* Start Dataset section *
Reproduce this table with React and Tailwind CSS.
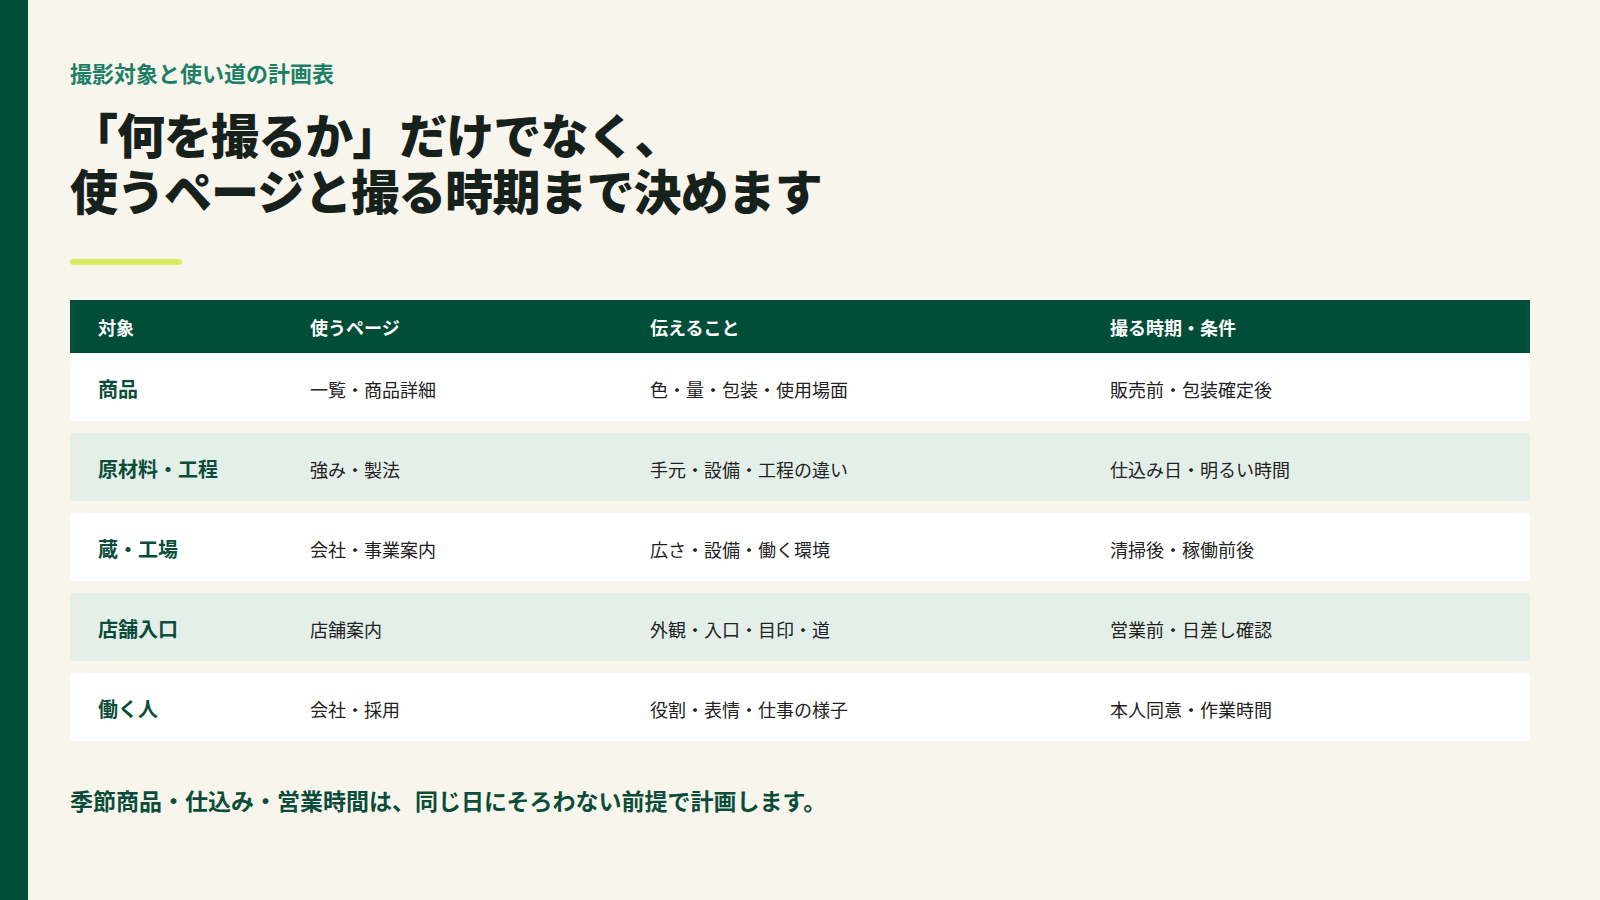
const ROWS = [
  { subject: "商品",         page: "一覧・商品詳細",   point: "色・量・包装・使用場面",     timing: "販売前・包装確定後" },
  { subject: "原材料・工程", page: "強み・製法",       point: "手元・設備・工程の違い",     timing: "仕込み日・明るい時間" },
  { subject: "蔵・工場",     page: "会社・事業案内",   point: "広さ・設備・働く環境",       timing: "清掃後・稼働前後" },
  { subject: "店舗入口",     page: "店舗案内",         point: "外観・入口・目印・道",       timing: "営業前・日差し確認" },
  { subject: "働く人",       page: "会社・採用",       point: "役割・表情・仕事の様子",     timing: "本人同意・作業時間" },
];

const HEADERS = ["対象", "使うページ", "伝えること", "撮る時期・条件"];

const GRID = "grid grid-cols-[212px_340px_460px_1fr] items-center";

export default function App() {
  return (
    <div
      className="flex w-[1600px] h-[900px] bg-[#f8f6ec] overflow-hidden"
      style={{ fontFamily: '"Noto Sans CJK JP", "Noto Sans", sans-serif' }}
    >
      {/* 左の帯 */}
      <div className="w-[28px] shrink-0 bg-[#004d38]" />

      <div className="flex-1 flex flex-col pl-[42px] pr-[70px] pt-[56px]">
        <p className="text-[22px] leading-[33px] font-bold text-[#1d7f66]">
          撮影対象と使い道の計画表
        </p>

        <h1 className="mt-[16px] text-[48px] leading-[56px] font-black tracking-[-0.02em] text-[#17211c]">
          「何を撮るか」だけでなく、
          <br />
          使うページと撮る時期まで決めます
        </h1>

        <div className="mt-[42px] w-[112px] h-[6px] rounded-full bg-[#d7ec5f]" />

        {/* 表 */}
        <div className="mt-[35px] flex flex-col">
          <div className={`${GRID} h-[53px] pt-[2px] bg-[#004d38]`}>
            {HEADERS.map((h) => (
              <div key={h} className="pl-7 text-[18px] font-bold text-white">
                {h}
              </div>
            ))}
          </div>

          {ROWS.map((r, i) => (
            <div
              key={r.subject}
              className={`${GRID} h-[68px] pt-[4px] rounded-[2px] ${i === 0 ? "" : "mt-3"} ${
                i % 2 === 0 ? "bg-white" : "bg-[#e4efea]"
              }`}
            >
              <div className="pl-7 text-[20px] font-bold text-[#0b4d3a]">{r.subject}</div>
              <div className="pl-7 text-[18px] text-[#222]">{r.page}</div>
              <div className="pl-7 text-[18px] text-[#222]">{r.point}</div>
              <div className="pl-7 text-[18px] text-[#222]">{r.timing}</div>
            </div>
          ))}
        </div>

        <p className="mt-[42px] text-[23px] leading-[34px] font-bold text-[#0b4d3a]">
          季節商品・仕込み・営業時間は、同じ日にそろわない前提で計画します。
        </p>
      </div>
    </div>
  );
}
* End Dataset section *
» **Exercise goal**: Return the listing above word for word, with the pictures removed.

» **The reply**:
Reproduce this table with React and Tailwind CSS.
const ROWS = [
  { subject: "商品",         page: "一覧・商品詳細",   point: "色・量・包装・使用場面",     timing: "販売前・包装確定後" },
  { subject: "原材料・工程", page: "強み・製法",       point: "手元・設備・工程の違い",     timing: "仕込み日・明るい時間" },
  { subject: "蔵・工場",     page: "会社・事業案内",   point: "広さ・設備・働く環境",       timing: "清掃後・稼働前後" },
  { subject: "店舗入口",     page: "店舗案内",         point: "外観・入口・目印・道",       timing: "営業前・日差し確認" },
  { subject: "働く人",       page: "会社・採用",       point: "役割・表情・仕事の様子",     timing: "本人同意・作業時間" },
];

const HEADERS = ["対象", "使うページ", "伝えること", "撮る時期・条件"];

const GRID = "grid grid-cols-[212px_340px_460px_1fr] items-center";

export default function App() {
  return (
    <div
      className="flex w-[1600px] h-[900px] bg-[#f8f6ec] overflow-hidden"
      style={{ fontFamily: '"Noto Sans CJK JP", "Noto Sans", sans-serif' }}
    >
      {/* 左の帯 */}
      <div className="w-[28px] shrink-0 bg-[#004d38]" />

      <div className="flex-1 flex flex-col pl-[42px] pr-[70px] pt-[56px]">
        <p className="text-[22px] leading-[33px] font-bold text-[#1d7f66]">
          撮影対象と使い道の計画表
        </p>

        <h1 className="mt-[16px] text-[48px] leading-[56px] font-black tracking-[-0.02em] text-[#17211c]">
          「何を撮るか」だけでなく、
          <br />
          使うページと撮る時期まで決めます
        </h1>

        <div className="mt-[42px] w-[112px] h-[6px] rounded-full bg-[#d7ec5f]" />

        {/* 表 */}
        <div className="mt-[35px] flex flex-col">
          <div className={`${GRID} h-[53px] pt-[2px] bg-[#004d38]`}>
            {HEADERS.map((h) => (
              <div key={h} className="pl-7 text-[18px] font-bold text-white">
                {h}
              </div>
            ))}
          </div>

          {ROWS.map((r, i) => (
            <div
              key={r.subject}
              className={`${GRID} h-[68px] pt-[4px] rounded-[2px] ${i === 0 ? "" : "mt-3"} ${
                i % 2 === 0 ? "bg-white" : "bg-[#e4efea]"
              }`}
            >
              <div className="pl-7 text-[20px] font-bold text-[#0b4d3a]">{r.subject}</div>
              <div className="pl-7 text-[18px] text-[#222]">{r.page}</div>
              <div className="pl-7 text-[18px] text-[#222]">{r.point}</div>
              <div className="pl-7 text-[18px] text-[#222]">{r.timing}</div>
            </div>
          ))}
        </div>

        <p className="mt-[42px] text-[23px] leading-[34px] font-bold text-[#0b4d3a]">
          季節商品・仕込み・営業時間は、同じ日にそろわない前提で計画します。
        </p>
      </div>
    </div>
  );
}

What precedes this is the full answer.